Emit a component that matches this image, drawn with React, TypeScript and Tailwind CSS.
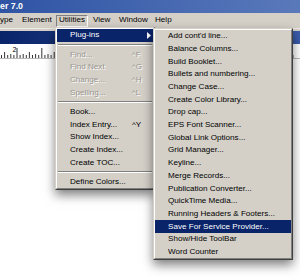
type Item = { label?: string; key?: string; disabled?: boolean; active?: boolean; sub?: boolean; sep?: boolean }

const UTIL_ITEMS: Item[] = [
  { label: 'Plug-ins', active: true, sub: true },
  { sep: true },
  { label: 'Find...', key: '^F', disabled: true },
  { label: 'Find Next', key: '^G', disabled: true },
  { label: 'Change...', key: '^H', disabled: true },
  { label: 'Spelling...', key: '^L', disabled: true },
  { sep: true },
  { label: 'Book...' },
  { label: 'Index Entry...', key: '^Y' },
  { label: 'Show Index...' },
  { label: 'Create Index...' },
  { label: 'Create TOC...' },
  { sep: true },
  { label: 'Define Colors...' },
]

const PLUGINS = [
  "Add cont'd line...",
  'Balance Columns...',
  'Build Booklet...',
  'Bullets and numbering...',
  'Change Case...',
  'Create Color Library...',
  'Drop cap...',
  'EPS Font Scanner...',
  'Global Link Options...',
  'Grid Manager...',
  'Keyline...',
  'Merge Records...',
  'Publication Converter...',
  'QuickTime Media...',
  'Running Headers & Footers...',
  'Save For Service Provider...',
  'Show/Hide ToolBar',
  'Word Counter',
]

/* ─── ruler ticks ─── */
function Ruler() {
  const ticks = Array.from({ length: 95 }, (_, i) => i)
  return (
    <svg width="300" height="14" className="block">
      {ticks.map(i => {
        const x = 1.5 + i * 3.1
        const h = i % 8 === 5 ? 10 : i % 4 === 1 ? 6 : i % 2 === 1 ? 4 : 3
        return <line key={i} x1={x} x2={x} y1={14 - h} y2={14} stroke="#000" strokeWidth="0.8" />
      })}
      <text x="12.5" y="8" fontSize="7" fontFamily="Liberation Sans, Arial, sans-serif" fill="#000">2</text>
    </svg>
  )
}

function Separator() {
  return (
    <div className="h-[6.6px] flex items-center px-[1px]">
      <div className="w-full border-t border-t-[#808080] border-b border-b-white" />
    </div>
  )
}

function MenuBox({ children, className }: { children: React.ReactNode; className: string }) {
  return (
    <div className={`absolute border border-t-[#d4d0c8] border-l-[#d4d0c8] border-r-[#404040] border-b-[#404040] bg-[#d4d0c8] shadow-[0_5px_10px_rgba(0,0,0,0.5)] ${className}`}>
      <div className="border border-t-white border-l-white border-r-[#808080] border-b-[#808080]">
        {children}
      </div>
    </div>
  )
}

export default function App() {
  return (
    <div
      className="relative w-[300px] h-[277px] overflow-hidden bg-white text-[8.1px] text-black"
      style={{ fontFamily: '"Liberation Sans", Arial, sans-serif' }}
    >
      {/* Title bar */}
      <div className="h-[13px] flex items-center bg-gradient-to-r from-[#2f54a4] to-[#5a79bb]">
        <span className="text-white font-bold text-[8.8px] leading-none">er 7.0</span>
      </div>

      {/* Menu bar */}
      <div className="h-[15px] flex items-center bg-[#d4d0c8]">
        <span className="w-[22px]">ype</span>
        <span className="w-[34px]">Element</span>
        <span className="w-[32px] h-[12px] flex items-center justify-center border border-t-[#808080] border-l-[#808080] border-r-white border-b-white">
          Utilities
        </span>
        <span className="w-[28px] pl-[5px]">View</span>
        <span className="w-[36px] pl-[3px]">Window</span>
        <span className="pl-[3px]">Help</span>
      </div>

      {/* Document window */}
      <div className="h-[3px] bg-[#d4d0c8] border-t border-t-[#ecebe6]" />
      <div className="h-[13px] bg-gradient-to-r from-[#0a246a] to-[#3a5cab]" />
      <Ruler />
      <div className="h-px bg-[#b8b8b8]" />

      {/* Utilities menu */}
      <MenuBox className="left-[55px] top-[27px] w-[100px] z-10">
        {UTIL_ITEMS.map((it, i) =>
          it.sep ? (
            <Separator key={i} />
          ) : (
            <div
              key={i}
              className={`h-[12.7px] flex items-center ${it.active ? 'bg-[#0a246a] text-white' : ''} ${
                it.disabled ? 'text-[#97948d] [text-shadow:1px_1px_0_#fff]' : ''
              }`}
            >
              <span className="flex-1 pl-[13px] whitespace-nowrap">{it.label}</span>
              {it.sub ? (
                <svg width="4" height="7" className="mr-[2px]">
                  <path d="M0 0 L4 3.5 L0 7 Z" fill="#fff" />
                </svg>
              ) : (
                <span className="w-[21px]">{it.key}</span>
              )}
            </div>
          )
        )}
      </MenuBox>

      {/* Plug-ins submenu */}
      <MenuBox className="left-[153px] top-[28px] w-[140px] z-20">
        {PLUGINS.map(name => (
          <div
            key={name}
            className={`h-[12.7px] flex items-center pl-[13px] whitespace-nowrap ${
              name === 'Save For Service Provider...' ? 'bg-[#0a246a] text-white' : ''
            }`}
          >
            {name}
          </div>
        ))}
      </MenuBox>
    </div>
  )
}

...

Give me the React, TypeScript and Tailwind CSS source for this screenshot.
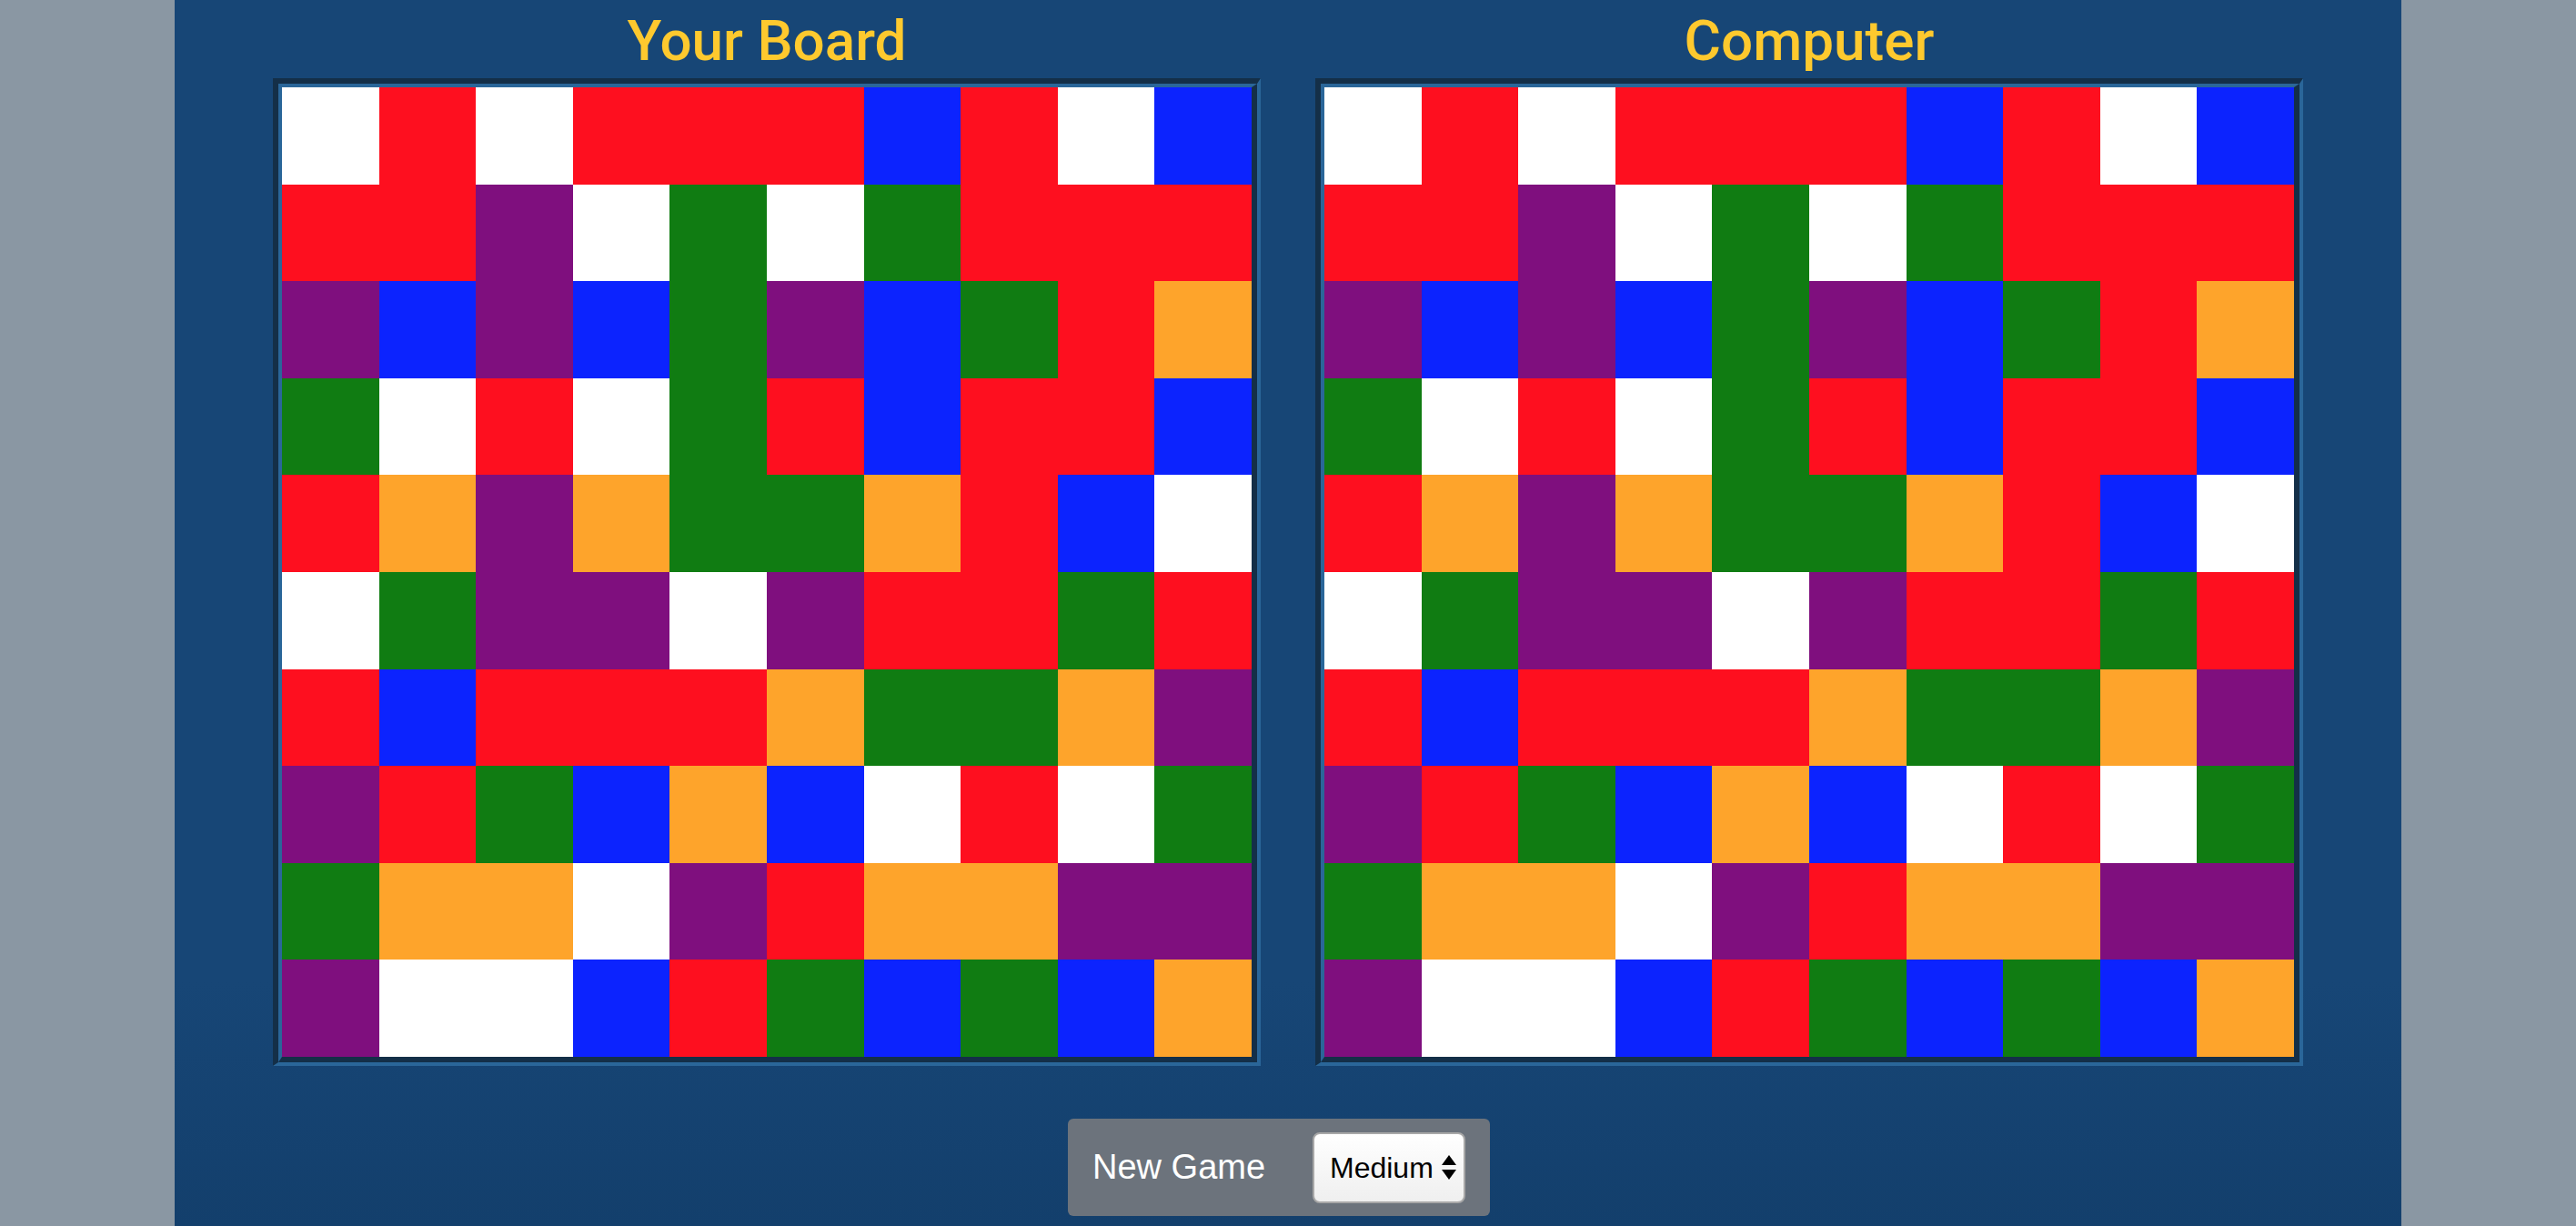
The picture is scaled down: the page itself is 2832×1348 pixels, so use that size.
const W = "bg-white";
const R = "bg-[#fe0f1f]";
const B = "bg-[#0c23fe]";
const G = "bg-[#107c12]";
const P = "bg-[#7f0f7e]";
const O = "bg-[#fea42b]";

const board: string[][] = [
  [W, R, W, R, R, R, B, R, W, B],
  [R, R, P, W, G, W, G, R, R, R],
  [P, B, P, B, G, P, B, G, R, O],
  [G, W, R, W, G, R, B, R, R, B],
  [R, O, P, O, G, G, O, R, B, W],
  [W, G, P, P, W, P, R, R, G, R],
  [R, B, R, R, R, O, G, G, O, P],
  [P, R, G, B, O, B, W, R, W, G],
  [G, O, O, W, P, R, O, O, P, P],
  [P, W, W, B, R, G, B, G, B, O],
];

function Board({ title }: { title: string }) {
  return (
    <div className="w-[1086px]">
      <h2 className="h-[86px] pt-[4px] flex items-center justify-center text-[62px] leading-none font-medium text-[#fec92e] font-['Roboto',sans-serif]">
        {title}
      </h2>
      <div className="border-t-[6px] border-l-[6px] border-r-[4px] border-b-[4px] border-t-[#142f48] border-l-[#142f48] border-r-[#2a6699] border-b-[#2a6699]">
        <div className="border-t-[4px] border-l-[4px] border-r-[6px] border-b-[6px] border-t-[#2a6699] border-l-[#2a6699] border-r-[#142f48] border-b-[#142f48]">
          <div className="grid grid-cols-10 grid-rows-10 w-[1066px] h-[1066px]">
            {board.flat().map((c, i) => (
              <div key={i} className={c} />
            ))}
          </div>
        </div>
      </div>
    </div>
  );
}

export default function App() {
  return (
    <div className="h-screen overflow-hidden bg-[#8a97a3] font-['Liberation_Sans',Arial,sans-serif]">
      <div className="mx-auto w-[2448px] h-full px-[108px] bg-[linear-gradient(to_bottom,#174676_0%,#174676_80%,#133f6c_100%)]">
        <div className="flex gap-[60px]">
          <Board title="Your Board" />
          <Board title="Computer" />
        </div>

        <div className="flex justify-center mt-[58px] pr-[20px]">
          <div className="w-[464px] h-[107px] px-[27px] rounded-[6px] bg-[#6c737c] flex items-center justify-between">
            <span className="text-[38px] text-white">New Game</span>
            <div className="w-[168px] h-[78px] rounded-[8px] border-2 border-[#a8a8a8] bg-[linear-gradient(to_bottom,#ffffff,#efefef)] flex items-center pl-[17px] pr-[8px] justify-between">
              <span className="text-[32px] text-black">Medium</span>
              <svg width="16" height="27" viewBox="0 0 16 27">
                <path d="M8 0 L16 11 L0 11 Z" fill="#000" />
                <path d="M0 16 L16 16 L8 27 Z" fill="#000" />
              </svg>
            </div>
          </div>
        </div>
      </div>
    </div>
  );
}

> _Your task_: Give back exactly the lines from the one containing "Emit a component" to the one containing "string; key?: string;", both included, and no pictures.

> _Result of the task_:
Emit a component that matches this image, drawn with React, TypeScript and Tailwind CSS.
type Item = { label?: string; key?: string; disabled?: boolean; active?: boolean; sub?: boolean; sep?: boolean }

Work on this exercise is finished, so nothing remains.